Stated exercise:
Extract the records in full, leaving every picture out.

Materials provided:
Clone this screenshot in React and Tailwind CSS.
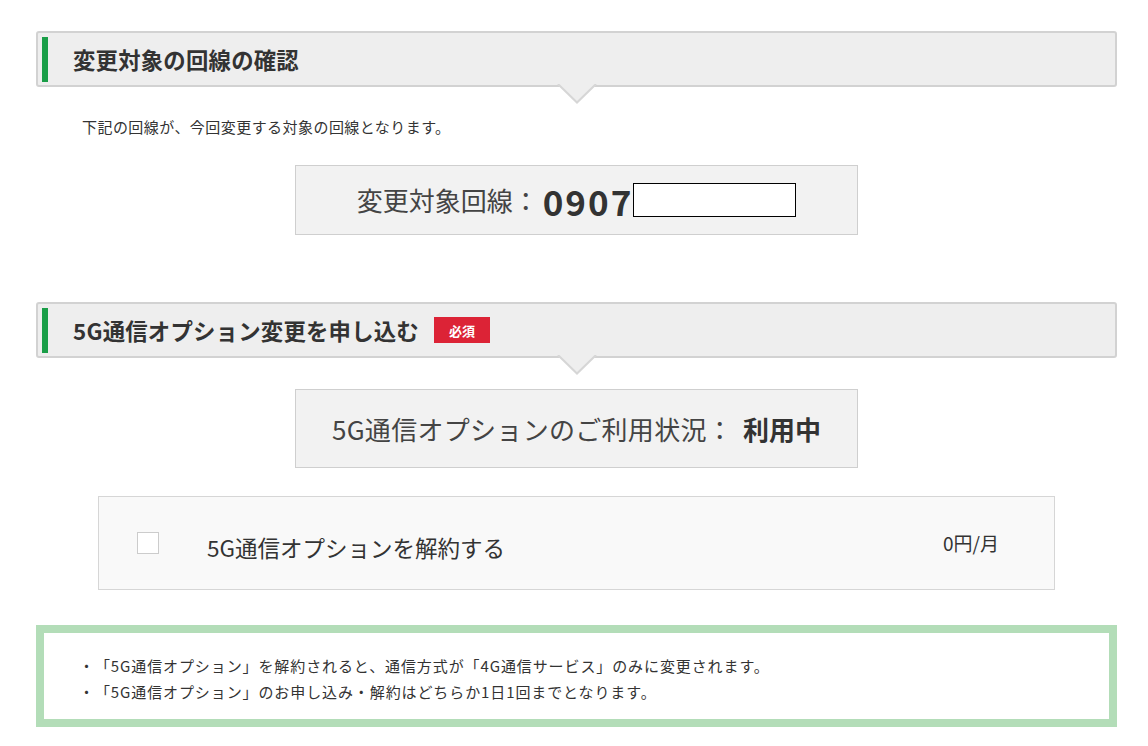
import React from "react";

const SectionHeader = ({ title, required }) => (
  <div className="relative h-[56px] border-2 border-[#d2d2d2] rounded-[3px] bg-[#eeeeee] flex items-center">
    <div className="ml-[4px] w-[6px] h-[45px] bg-[#1a9e48]" />
    <h2 className="ml-[25px] text-[22.4px] font-bold leading-none text-[#333] tracking-[0.2px]">{title}</h2>
    {required && (
      <span className="ml-[15px] px-[15px] h-[26px] flex items-center bg-[#dc2336] text-white text-[13px] font-bold leading-none">
        必須
      </span>
    )}
    <svg
      className="absolute left-1/2 -translate-x-1/2 top-[calc(100%-1px)]"
      width="40"
      height="20"
      viewBox="0 0 40 20"
    >
      <polygon points="0,0 40,0 20,19" fill="#eeeeee" />
      <polyline points="1,0 20,18.5 39,0" fill="none" stroke="#d6d6d6" strokeWidth="2" />
    </svg>
  </div>
);

const App = () => {
  return (
    <div className="min-h-[746px] bg-white font-['Noto_Sans_CJK_JP',sans-serif] text-[#333] [text-spacing-trim:space-all]">
      <div className="ml-[36px] w-[1081px] pt-[31px]">
        <SectionHeader title="変更対象の回線の確認" />
        <p className="mt-[30px] pl-[46px] text-[15px] tracking-[0.45px] leading-[20px]">
          下記の回線が、今回変更する対象の回線となります。
        </p>
        <div className="mx-auto mt-[28px] w-[563px] h-[70px] border border-[#cfcfcf] bg-[#f2f2f2] flex items-center justify-center">
          <span className="text-[26px] leading-none text-[#444]">変更対象回線：</span>
          <span className="ml-[4px] text-[35px] font-bold leading-none tracking-[2px]">0907</span>
          <span className="w-[163px] h-[34px] border border-black bg-white" />
        </div>

        <div className="mt-[67px]">
          <SectionHeader title="5G通信オプション変更を申し込む" required />
        </div>
        <div className="mx-auto mt-[31px] w-[563px] h-[79px] border border-[#cfcfcf] bg-[#f2f2f2] flex items-center justify-center">
          <span className="text-[26px] leading-none text-[#444] tracking-[0.3px]">5G通信オプションのご利用状況：</span>
          <span className="ml-[10px] text-[26px] font-bold leading-none">利用中</span>
        </div>

        <div className="mx-auto mt-[28px] w-[957px] h-[94px] border border-[#d6d6d6] bg-[#f9f9f9] flex items-center pl-[38px] pr-[55px]">
          <span className="w-[22px] h-[22px] border border-[#cccccc] bg-white shrink-0" />
          <span className="ml-[48px] mt-[8px] text-[22.5px] leading-none">5G通信オプションを解約する</span>
          <span className="ml-auto mb-[2px] text-[19px] leading-none">0円/月</span>
        </div>

        <div className="mt-[35px] h-[102px] border-[8px] border-[#b3ddb8] bg-white pl-[35px] pt-[20px] text-[15px] tracking-[0.9px] leading-[26px]">
          <p>・「5G通信オプション」を解約されると、通信方式が「4G通信サービス」のみに変更されます。</p>
          <p>・「5G通信オプション」のお申し込み・解約はどちらか1日1回までとなります。</p>
        </div>
      </div>
    </div>
  );
};

export default App;
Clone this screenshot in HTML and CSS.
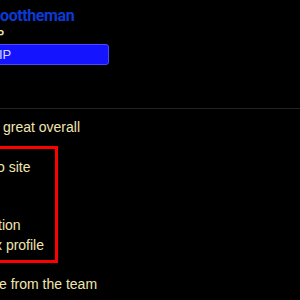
FILE: index.html
```html
<!DOCTYPE html>
<html>
<head>
<meta charset="utf-8">
<link rel="stylesheet" href="styles.css">
</head>
<body>
<div class="page">
  <header class="profile">
    <div class="name">oottheman</div>
    <div class="rank">P</div>
    <div class="badge"><span class="badge-text">IP</span></div>
  </header>
  <hr class="divider">
  <div class="review">
    <p class="line line-great">great overall</p>
    <div class="highlight">
      <p class="line line-site">o site</p>
      <p class="line line-empty">&nbsp;</p>
      <p class="line line-empty">&nbsp;</p>
      <p class="line line-tion">tion</p>
      <p class="line line-profile">x profile</p>
    </div>
    <p class="line line-team">e from the team</p>
  </div>
</div>
</body>
</html>
```
FILE: styles.css
```css
html, body {
  margin: 0;
  padding: 0;
  background: #000;
}
body {
  font-family: "Liberation Sans", Arial, sans-serif;
  color: #f2e6b0;
  overflow: hidden;
}
.page {
  width: 300px;
  height: 300px;
  overflow: hidden;
}
.profile {
  display: flex;
  flex-direction: column;
  align-items: flex-start;
  padding-top: 7px;
}
.name {
  font-family: Roboto, "Liberation Sans", Arial, sans-serif;
  font-size: 16px;
  line-height: 18px;
  font-weight: 700;
  color: #0b3ad6;
  letter-spacing: -0.4px;
}
.rank {
  margin-top: 2px;
  font-size: 10.5px;
  line-height: 14px;
  font-weight: bold;
  color: #f2e6b0;
  margin-left: -3px;
}
.badge {
  margin-top: 3px;
  margin-left: -10px;
  width: 119px;
  height: 21px;
  box-sizing: border-box;
  background: #1414ff;
  border: 1px solid #4a4aff;
  border-radius: 3px;
  padding-top: 2px;
}
.badge-text {
  display: block;
  padding-left: 8px;
  font-size: 13px;
  line-height: 16px;
  color: #d8d8ff;
}
.divider {
  margin: 43px 0 0 0;
  border: 0;
  height: 1px;
  background: #242424;
}
.review {
  display: flex;
  flex-direction: column;
  align-items: flex-start;
}
.line {
  margin: 0;
  font-size: 14px;
  line-height: 19.5px;
  white-space: nowrap;
}
.line-great {
  margin-top: 9px;
  padding-left: 3px;
}
.highlight {
  margin-top: 8px;
  margin-left: -10px;
  width: 68px;
  box-sizing: border-box;
  border: 3px solid #ff0000;
  padding: 9px 0 5px 7px;
}
.line-site { margin-left: -3px; }
.line-tion { margin-left: -2px; }
.line-profile { margin-left: -5px; }
.line-team {
  margin-top: 12px;
  margin-left: -1px;
}
```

Written answer:
Clone this screenshot in React and Tailwind CSS.
import React from "react";

const SectionHeader = ({ title, required }) => (
  <div className="relative h-[56px] border-2 border-[#d2d2d2] rounded-[3px] bg-[#eeeeee] flex items-center">
    <div className="ml-[4px] w-[6px] h-[45px] bg-[#1a9e48]" />
    <h2 className="ml-[25px] text-[22.4px] font-bold leading-none text-[#333] tracking-[0.2px]">{title}</h2>
    {required && (
      <span className="ml-[15px] px-[15px] h-[26px] flex items-center bg-[#dc2336] text-white text-[13px] font-bold leading-none">
        必須
      </span>
    )}
    <svg
      className="absolute left-1/2 -translate-x-1/2 top-[calc(100%-1px)]"
      width="40"
      height="20"
      viewBox="0 0 40 20"
    >
      <polygon points="0,0 40,0 20,19" fill="#eeeeee" />
      <polyline points="1,0 20,18.5 39,0" fill="none" stroke="#d6d6d6" strokeWidth="2" />
    </svg>
  </div>
);

const App = () => {
  return (
    <div className="min-h-[746px] bg-white font-['Noto_Sans_CJK_JP',sans-serif] text-[#333] [text-spacing-trim:space-all]">
      <div className="ml-[36px] w-[1081px] pt-[31px]">
        <SectionHeader title="変更対象の回線の確認" />
        <p className="mt-[30px] pl-[46px] text-[15px] tracking-[0.45px] leading-[20px]">
          下記の回線が、今回変更する対象の回線となります。
        </p>
        <div className="mx-auto mt-[28px] w-[563px] h-[70px] border border-[#cfcfcf] bg-[#f2f2f2] flex items-center justify-center">
          <span className="text-[26px] leading-none text-[#444]">変更対象回線：</span>
          <span className="ml-[4px] text-[35px] font-bold leading-none tracking-[2px]">0907</span>
          <span className="w-[163px] h-[34px] border border-black bg-white" />
        </div>

        <div className="mt-[67px]">
          <SectionHeader title="5G通信オプション変更を申し込む" required />
        </div>
        <div className="mx-auto mt-[31px] w-[563px] h-[79px] border border-[#cfcfcf] bg-[#f2f2f2] flex items-center justify-center">
          <span className="text-[26px] leading-none text-[#444] tracking-[0.3px]">5G通信オプションのご利用状況：</span>
          <span className="ml-[10px] text-[26px] font-bold leading-none">利用中</span>
        </div>

        <div className="mx-auto mt-[28px] w-[957px] h-[94px] border border-[#d6d6d6] bg-[#f9f9f9] flex items-center pl-[38px] pr-[55px]">
          <span className="w-[22px] h-[22px] border border-[#cccccc] bg-white shrink-0" />
          <span className="ml-[48px] mt-[8px] text-[22.5px] leading-none">5G通信オプションを解約する</span>
          <span className="ml-auto mb-[2px] text-[19px] leading-none">0円/月</span>
        </div>

        <div className="mt-[35px] h-[102px] border-[8px] border-[#b3ddb8] bg-white pl-[35px] pt-[20px] text-[15px] tracking-[0.9px] leading-[26px]">
          <p>・「5G通信オプション」を解約されると、通信方式が「4G通信サービス」のみに変更されます。</p>
          <p>・「5G通信オプション」のお申し込み・解約はどちらか1日1回までとなります。</p>
        </div>
      </div>
    </div>
  );
};

export default App;
Clone this screenshot in HTML and CSS.
FILE: index.html
```html
<!DOCTYPE html>
<html>
<head>
<meta charset="utf-8">
<link rel="stylesheet" href="styles.css">
</head>
<body>
<div class="page">
  <header class="profile">
    <div class="name">oottheman</div>
    <div class="rank">P</div>
    <div class="badge"><span class="badge-text">IP</span></div>
  </header>
  <hr class="divider">
  <div class="review">
    <p class="line line-great">great overall</p>
    <div class="highlight">
      <p class="line line-site">o site</p>
      <p class="line line-empty">&nbsp;</p>
      <p class="line line-empty">&nbsp;</p>
      <p class="line line-tion">tion</p>
      <p class="line line-profile">x profile</p>
    </div>
    <p class="line line-team">e from the team</p>
  </div>
</div>
</body>
</html>
```
FILE: styles.css
```css
html, body {
  margin: 0;
  padding: 0;
  background: #000;
}
body {
  font-family: "Liberation Sans", Arial, sans-serif;
  color: #f2e6b0;
  overflow: hidden;
}
.page {
  width: 300px;
  height: 300px;
  overflow: hidden;
}
.profile {
  display: flex;
  flex-direction: column;
  align-items: flex-start;
  padding-top: 7px;
}
.name {
  font-family: Roboto, "Liberation Sans", Arial, sans-serif;
  font-size: 16px;
  line-height: 18px;
  font-weight: 700;
  color: #0b3ad6;
  letter-spacing: -0.4px;
}
.rank {
  margin-top: 2px;
  font-size: 10.5px;
  line-height: 14px;
  font-weight: bold;
  color: #f2e6b0;
  margin-left: -3px;
}
.badge {
  margin-top: 3px;
  margin-left: -10px;
  width: 119px;
  height: 21px;
  box-sizing: border-box;
  background: #1414ff;
  border: 1px solid #4a4aff;
  border-radius: 3px;
  padding-top: 2px;
}
.badge-text {
  display: block;
  padding-left: 8px;
  font-size: 13px;
  line-height: 16px;
  color: #d8d8ff;
}
.divider {
  margin: 43px 0 0 0;
  border: 0;
  height: 1px;
  background: #242424;
}
.review {
  display: flex;
  flex-direction: column;
  align-items: flex-start;
}
.line {
  margin: 0;
  font-size: 14px;
  line-height: 19.5px;
  white-space: nowrap;
}
.line-great {
  margin-top: 9px;
  padding-left: 3px;
}
.highlight {
  margin-top: 8px;
  margin-left: -10px;
  width: 68px;
  box-sizing: border-box;
  border: 3px solid #ff0000;
  padding: 9px 0 5px 7px;
}
.line-site { margin-left: -3px; }
.line-tion { margin-left: -2px; }
.line-profile { margin-left: -5px; }
.line-team {
  margin-top: 12px;
  margin-left: -1px;
}
```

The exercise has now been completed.